▸ **SET TASK**: Whenever a line contains the string "screenshot", copy it out of the entries.
########
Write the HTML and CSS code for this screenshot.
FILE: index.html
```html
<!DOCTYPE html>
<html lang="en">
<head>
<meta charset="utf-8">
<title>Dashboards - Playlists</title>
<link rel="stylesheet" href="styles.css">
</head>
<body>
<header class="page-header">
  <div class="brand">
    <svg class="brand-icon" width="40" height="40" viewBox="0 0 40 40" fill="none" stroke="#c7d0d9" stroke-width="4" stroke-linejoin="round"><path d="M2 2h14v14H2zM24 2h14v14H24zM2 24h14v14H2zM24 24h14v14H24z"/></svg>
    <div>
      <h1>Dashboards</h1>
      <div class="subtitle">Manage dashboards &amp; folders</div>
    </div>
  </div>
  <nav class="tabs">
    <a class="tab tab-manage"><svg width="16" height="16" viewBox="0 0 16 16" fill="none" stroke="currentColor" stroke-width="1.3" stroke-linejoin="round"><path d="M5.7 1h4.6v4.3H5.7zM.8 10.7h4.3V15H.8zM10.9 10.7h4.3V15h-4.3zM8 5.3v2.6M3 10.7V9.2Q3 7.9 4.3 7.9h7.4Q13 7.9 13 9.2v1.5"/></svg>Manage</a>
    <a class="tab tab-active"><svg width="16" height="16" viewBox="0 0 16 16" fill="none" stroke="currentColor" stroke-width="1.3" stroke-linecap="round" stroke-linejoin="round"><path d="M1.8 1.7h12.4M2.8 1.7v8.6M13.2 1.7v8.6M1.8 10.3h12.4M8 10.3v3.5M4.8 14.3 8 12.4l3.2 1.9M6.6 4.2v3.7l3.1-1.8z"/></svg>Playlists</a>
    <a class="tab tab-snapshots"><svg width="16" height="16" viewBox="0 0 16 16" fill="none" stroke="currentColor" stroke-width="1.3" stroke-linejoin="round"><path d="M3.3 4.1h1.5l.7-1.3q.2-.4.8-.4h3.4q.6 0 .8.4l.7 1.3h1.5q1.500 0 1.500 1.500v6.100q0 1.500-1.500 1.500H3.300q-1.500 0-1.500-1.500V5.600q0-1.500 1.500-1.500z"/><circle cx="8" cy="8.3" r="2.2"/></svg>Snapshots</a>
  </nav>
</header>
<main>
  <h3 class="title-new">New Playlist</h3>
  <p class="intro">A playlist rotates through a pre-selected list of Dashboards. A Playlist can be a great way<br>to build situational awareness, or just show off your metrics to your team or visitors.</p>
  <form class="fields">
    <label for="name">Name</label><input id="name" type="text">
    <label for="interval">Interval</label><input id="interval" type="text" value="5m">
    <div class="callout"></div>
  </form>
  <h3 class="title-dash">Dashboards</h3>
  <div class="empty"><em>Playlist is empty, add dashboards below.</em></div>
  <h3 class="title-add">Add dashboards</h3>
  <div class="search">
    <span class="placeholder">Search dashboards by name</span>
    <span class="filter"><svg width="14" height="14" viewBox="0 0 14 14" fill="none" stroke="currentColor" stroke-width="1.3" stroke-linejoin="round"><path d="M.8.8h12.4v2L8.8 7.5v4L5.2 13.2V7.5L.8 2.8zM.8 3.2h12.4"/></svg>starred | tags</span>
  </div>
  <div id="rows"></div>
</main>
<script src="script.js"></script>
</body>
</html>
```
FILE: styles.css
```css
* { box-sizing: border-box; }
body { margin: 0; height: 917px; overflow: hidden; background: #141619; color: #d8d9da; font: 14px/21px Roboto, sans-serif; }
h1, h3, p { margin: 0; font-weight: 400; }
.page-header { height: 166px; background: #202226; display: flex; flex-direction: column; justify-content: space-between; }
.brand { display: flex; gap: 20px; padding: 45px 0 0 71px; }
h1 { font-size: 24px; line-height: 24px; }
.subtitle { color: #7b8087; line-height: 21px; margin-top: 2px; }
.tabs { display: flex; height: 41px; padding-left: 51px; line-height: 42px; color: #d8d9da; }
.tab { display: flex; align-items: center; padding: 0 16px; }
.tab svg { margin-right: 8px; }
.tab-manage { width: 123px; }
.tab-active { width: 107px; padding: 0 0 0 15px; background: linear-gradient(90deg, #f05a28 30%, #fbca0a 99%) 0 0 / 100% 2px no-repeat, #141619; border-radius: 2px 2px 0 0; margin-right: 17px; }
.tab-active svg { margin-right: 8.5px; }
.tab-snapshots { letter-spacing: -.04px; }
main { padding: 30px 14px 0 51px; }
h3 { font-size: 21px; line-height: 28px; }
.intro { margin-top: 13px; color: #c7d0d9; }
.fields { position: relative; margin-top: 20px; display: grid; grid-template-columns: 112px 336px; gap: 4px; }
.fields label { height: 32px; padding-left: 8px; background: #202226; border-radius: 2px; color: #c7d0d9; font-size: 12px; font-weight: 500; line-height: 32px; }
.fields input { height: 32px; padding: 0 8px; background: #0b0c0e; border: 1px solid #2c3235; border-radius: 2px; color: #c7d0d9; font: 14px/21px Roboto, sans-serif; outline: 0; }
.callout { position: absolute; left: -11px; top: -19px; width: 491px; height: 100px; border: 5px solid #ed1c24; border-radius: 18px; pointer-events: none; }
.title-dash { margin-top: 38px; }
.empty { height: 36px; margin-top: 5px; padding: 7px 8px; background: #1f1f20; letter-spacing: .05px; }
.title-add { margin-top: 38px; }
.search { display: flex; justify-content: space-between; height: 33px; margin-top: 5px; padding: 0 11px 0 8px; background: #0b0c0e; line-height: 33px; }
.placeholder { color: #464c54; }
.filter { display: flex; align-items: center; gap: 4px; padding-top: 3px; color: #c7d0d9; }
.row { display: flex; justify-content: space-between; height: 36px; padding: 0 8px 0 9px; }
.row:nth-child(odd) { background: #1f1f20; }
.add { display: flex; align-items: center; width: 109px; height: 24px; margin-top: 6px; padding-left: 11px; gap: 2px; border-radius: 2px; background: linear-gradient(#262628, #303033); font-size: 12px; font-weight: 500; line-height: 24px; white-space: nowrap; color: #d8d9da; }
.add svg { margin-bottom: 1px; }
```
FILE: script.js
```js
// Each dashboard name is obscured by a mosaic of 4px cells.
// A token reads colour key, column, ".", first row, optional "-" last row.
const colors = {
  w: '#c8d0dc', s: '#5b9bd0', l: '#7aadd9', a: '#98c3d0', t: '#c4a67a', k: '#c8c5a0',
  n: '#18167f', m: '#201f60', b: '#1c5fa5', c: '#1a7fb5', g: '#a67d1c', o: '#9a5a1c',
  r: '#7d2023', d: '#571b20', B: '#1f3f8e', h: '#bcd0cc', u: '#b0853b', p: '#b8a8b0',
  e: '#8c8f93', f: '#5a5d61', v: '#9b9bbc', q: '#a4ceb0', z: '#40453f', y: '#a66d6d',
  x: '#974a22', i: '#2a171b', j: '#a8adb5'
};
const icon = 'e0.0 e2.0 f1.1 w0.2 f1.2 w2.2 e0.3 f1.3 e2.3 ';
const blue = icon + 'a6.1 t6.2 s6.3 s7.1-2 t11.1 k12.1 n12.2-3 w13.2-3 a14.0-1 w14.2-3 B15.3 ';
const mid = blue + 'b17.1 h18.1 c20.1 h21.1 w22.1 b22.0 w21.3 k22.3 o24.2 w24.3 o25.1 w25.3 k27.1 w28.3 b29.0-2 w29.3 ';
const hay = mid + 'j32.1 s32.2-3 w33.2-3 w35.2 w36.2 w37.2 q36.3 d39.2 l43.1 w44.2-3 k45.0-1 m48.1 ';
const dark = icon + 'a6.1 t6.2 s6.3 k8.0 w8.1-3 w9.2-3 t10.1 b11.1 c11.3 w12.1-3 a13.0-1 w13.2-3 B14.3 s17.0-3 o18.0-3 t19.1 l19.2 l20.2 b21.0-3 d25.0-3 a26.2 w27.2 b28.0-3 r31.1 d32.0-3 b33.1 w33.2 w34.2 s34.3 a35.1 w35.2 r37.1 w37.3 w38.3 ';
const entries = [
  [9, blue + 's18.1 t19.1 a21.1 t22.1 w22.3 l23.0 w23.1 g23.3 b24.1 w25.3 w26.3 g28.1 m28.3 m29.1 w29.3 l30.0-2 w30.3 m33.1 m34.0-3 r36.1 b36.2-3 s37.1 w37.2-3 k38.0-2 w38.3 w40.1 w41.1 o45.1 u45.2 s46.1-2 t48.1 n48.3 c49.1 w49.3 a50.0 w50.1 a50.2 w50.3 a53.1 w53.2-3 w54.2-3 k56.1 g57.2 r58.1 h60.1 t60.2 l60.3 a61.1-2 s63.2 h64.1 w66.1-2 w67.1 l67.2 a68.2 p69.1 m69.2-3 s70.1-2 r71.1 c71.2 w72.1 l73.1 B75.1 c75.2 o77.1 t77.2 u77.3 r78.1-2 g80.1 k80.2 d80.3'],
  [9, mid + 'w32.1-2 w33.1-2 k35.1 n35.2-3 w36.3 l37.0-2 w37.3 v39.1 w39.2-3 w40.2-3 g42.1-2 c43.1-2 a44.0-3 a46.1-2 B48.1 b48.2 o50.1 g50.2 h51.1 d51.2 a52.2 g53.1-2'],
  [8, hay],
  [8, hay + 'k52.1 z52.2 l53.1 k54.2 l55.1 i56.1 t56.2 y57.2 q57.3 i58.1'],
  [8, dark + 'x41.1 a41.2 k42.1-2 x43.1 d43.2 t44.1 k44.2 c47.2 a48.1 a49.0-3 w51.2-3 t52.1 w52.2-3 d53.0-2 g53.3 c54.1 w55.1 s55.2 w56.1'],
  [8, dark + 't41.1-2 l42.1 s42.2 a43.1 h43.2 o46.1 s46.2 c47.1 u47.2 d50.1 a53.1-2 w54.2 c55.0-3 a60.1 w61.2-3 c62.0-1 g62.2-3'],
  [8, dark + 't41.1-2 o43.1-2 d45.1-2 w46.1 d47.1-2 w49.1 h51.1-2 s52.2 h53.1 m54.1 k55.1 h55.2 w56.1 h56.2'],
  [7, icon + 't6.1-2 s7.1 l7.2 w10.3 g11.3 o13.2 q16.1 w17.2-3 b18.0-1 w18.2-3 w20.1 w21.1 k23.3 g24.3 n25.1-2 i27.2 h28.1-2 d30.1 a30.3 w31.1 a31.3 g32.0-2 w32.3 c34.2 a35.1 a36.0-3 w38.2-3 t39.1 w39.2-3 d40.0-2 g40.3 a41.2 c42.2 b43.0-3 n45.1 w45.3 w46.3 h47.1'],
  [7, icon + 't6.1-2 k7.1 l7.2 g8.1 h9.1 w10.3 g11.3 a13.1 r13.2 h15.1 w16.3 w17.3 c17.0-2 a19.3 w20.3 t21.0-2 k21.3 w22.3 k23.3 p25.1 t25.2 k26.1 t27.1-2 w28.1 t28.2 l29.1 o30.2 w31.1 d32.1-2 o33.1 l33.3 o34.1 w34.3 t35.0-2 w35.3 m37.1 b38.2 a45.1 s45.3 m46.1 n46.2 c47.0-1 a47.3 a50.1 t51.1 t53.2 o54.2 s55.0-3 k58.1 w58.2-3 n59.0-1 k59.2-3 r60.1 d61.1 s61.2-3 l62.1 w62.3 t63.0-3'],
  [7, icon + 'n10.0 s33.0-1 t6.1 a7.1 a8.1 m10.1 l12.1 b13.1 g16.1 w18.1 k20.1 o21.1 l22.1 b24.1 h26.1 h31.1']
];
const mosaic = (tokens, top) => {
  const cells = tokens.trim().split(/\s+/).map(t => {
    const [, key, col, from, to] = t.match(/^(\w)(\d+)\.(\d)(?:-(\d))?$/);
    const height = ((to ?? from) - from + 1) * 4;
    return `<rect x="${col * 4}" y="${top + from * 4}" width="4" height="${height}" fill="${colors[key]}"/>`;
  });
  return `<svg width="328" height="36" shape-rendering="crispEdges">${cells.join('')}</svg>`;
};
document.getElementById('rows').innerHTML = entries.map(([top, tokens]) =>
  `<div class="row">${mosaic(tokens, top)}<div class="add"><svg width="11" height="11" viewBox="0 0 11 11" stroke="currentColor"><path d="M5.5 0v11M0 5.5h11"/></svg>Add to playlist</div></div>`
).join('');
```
########
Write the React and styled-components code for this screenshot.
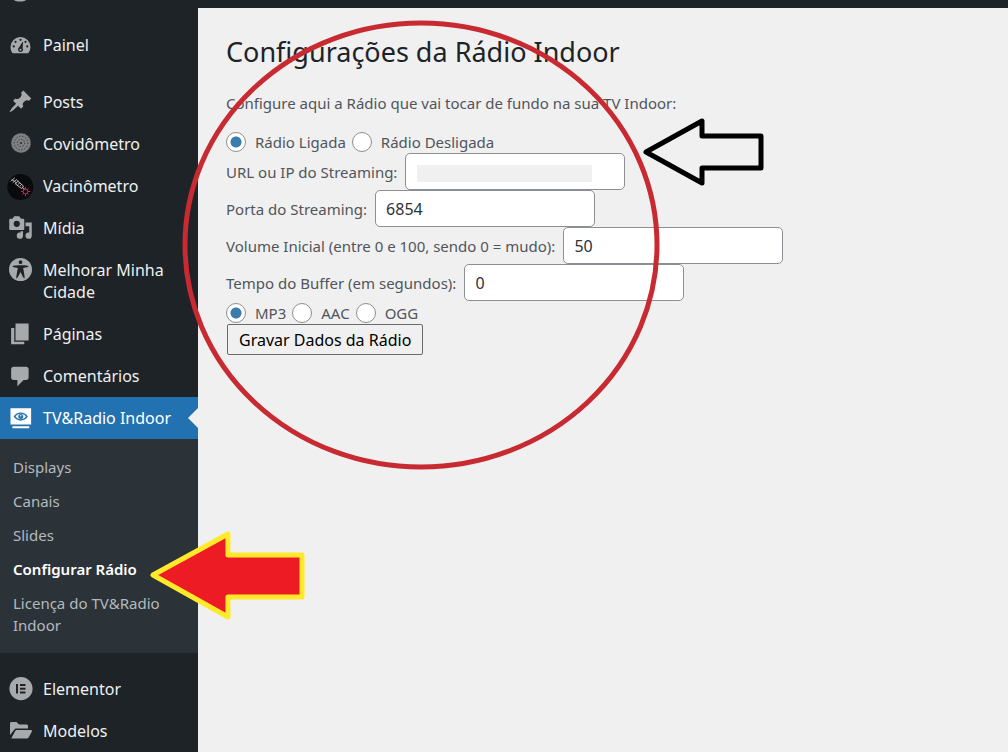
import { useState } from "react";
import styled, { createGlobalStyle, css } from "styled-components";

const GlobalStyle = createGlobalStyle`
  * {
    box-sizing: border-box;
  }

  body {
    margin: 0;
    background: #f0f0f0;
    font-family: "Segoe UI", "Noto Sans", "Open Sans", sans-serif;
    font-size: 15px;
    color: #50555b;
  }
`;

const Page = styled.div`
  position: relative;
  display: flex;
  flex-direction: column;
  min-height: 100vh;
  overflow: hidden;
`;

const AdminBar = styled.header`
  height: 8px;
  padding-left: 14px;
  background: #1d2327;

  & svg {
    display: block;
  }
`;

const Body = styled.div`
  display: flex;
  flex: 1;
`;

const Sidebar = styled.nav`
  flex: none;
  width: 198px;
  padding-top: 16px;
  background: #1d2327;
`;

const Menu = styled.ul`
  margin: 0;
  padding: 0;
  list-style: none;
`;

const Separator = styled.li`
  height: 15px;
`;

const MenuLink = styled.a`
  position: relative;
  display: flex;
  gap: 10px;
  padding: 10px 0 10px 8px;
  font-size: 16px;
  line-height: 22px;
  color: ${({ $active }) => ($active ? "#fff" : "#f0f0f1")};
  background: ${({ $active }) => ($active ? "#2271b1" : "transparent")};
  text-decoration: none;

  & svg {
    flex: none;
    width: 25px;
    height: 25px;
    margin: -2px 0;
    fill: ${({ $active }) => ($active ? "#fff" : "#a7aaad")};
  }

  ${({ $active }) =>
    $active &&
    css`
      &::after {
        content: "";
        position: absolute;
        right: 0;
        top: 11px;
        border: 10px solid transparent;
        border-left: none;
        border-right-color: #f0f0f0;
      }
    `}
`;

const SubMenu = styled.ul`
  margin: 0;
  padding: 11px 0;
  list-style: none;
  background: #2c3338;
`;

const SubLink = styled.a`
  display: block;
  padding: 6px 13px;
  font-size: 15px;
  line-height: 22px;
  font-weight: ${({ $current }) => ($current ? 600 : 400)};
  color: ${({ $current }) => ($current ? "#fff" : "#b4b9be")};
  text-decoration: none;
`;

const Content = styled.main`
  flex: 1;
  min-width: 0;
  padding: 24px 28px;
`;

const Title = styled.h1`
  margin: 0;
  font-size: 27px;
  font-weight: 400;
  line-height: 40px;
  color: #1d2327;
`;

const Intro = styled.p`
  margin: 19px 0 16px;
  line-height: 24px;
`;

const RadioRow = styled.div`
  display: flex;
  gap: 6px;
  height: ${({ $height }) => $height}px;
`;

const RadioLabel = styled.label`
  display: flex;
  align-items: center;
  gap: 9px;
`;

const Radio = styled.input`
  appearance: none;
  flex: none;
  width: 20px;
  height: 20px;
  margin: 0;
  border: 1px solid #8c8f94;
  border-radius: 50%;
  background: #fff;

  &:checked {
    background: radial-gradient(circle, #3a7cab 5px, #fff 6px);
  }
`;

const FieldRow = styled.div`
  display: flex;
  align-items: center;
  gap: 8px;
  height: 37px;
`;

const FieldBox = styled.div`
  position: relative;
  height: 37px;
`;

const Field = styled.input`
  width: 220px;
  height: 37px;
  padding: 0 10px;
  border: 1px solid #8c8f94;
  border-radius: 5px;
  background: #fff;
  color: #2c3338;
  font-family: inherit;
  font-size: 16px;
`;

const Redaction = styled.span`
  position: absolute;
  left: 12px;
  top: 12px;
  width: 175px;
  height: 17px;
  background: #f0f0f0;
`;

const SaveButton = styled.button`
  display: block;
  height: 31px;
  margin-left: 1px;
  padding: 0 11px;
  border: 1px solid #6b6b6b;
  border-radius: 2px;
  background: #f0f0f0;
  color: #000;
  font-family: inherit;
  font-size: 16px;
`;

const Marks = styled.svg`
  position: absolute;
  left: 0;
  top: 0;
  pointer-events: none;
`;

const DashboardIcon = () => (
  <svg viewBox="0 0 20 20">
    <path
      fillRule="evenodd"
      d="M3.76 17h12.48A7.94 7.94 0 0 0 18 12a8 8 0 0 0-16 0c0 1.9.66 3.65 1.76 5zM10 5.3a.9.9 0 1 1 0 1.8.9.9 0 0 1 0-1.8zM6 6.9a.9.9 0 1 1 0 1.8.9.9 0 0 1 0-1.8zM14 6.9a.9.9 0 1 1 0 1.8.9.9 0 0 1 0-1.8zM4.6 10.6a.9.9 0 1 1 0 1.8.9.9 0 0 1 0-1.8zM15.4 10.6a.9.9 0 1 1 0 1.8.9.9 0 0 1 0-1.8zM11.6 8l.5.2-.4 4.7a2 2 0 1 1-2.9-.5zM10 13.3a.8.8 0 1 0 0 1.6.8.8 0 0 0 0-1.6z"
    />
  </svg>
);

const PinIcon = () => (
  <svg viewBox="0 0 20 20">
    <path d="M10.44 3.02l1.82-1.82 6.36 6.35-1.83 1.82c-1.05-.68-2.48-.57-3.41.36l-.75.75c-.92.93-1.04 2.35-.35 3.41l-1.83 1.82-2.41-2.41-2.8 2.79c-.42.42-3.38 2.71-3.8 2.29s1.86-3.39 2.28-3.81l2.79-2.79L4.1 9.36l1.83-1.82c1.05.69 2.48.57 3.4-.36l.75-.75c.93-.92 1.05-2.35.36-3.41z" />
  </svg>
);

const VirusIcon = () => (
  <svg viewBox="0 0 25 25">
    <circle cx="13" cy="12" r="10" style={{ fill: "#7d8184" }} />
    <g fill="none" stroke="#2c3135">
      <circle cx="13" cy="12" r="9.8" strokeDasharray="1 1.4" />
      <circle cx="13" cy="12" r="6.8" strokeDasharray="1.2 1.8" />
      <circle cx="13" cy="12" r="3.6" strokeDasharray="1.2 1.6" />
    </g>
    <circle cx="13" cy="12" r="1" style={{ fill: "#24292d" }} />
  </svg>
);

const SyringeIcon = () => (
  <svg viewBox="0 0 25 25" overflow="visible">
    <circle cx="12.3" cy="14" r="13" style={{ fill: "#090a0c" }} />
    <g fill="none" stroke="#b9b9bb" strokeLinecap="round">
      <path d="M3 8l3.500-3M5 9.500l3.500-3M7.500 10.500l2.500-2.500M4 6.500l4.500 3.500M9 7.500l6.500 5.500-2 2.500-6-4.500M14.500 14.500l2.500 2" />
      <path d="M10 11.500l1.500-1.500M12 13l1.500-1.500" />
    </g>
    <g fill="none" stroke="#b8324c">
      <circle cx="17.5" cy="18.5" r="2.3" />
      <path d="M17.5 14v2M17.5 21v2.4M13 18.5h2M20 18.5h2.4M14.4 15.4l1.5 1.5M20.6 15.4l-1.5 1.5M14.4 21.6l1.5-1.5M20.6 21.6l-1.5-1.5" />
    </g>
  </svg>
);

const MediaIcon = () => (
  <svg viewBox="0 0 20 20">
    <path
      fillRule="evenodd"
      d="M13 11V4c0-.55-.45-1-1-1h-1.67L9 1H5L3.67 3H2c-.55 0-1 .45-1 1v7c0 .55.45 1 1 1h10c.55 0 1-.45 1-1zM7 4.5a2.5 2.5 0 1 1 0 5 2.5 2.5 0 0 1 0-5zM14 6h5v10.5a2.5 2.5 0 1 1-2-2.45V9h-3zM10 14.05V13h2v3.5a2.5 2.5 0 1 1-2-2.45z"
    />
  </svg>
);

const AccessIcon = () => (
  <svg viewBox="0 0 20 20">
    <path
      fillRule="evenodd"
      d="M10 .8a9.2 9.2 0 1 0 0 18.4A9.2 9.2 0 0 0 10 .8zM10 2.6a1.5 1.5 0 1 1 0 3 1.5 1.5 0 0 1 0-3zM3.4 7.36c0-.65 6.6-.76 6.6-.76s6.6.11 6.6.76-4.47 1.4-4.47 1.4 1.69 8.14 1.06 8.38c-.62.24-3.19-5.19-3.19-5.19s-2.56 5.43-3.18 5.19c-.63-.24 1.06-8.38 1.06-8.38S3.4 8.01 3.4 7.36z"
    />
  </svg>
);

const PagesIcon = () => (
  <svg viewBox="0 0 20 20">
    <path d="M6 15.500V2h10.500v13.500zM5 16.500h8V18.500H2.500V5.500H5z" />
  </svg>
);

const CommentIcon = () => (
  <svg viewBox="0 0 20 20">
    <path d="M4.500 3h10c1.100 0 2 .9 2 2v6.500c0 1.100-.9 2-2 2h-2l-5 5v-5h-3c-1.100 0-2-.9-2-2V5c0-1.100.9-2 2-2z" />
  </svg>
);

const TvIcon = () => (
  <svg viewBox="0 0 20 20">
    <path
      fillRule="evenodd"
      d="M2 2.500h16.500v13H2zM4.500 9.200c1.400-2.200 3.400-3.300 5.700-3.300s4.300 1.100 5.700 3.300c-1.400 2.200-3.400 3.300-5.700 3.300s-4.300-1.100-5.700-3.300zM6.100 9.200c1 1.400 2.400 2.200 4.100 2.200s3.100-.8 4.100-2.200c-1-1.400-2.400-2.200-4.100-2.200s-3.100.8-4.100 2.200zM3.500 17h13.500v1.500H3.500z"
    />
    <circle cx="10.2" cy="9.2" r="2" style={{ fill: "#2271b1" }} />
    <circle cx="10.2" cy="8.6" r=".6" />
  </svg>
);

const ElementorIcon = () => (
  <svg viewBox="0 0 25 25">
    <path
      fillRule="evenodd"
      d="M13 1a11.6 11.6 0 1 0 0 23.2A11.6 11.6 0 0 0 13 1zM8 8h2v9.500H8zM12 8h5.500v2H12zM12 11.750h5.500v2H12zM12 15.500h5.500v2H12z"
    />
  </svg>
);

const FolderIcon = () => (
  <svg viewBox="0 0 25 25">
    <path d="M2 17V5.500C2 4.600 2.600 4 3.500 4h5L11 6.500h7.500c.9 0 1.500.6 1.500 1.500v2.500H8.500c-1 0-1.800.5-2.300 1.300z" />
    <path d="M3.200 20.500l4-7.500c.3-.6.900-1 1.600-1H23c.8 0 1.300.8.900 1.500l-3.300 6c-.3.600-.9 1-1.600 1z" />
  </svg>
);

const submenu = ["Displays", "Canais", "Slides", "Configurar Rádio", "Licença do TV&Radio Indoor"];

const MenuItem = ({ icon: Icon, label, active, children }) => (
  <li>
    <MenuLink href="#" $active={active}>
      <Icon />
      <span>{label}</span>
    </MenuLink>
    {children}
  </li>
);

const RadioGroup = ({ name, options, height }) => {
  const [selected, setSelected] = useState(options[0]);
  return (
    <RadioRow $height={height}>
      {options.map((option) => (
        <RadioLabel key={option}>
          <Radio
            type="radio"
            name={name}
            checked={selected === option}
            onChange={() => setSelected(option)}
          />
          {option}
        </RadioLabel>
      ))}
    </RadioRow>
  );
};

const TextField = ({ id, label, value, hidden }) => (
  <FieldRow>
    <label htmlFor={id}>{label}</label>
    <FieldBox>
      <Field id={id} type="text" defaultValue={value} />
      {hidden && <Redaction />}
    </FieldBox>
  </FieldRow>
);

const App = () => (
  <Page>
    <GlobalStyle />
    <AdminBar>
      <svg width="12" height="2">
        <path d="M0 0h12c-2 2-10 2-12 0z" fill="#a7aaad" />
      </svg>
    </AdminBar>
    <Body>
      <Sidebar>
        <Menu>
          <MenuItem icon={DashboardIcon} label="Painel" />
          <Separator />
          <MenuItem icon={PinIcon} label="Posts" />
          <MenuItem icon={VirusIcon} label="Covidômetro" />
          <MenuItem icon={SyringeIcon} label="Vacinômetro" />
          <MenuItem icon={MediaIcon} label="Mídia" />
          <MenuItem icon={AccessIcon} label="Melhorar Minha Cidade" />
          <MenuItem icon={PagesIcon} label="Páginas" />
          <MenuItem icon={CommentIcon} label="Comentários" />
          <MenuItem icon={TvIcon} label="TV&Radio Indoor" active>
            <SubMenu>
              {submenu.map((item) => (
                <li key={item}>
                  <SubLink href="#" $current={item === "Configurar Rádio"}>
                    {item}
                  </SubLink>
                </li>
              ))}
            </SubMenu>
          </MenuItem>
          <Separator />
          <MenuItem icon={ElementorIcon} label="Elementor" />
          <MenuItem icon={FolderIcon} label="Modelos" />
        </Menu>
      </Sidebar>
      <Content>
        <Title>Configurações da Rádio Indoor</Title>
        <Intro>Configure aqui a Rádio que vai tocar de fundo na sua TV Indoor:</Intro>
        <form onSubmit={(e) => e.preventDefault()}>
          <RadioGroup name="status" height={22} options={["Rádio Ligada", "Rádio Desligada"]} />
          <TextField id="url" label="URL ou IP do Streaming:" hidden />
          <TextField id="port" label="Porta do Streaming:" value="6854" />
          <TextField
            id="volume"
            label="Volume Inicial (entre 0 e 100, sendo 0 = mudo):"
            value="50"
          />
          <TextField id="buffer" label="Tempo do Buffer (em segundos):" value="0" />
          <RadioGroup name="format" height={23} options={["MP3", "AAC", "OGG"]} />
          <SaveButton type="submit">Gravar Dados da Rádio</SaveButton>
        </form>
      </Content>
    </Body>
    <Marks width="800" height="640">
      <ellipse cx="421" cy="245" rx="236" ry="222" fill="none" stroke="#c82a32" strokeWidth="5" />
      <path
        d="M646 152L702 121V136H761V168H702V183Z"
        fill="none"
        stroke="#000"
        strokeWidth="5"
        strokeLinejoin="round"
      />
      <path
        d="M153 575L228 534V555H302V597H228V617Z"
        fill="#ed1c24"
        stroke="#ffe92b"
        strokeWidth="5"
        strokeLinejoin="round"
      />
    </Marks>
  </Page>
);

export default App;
########
▸ **FULL ANSWER**:
Write the HTML and CSS code for this screenshot.
Write the React and styled-components code for this screenshot.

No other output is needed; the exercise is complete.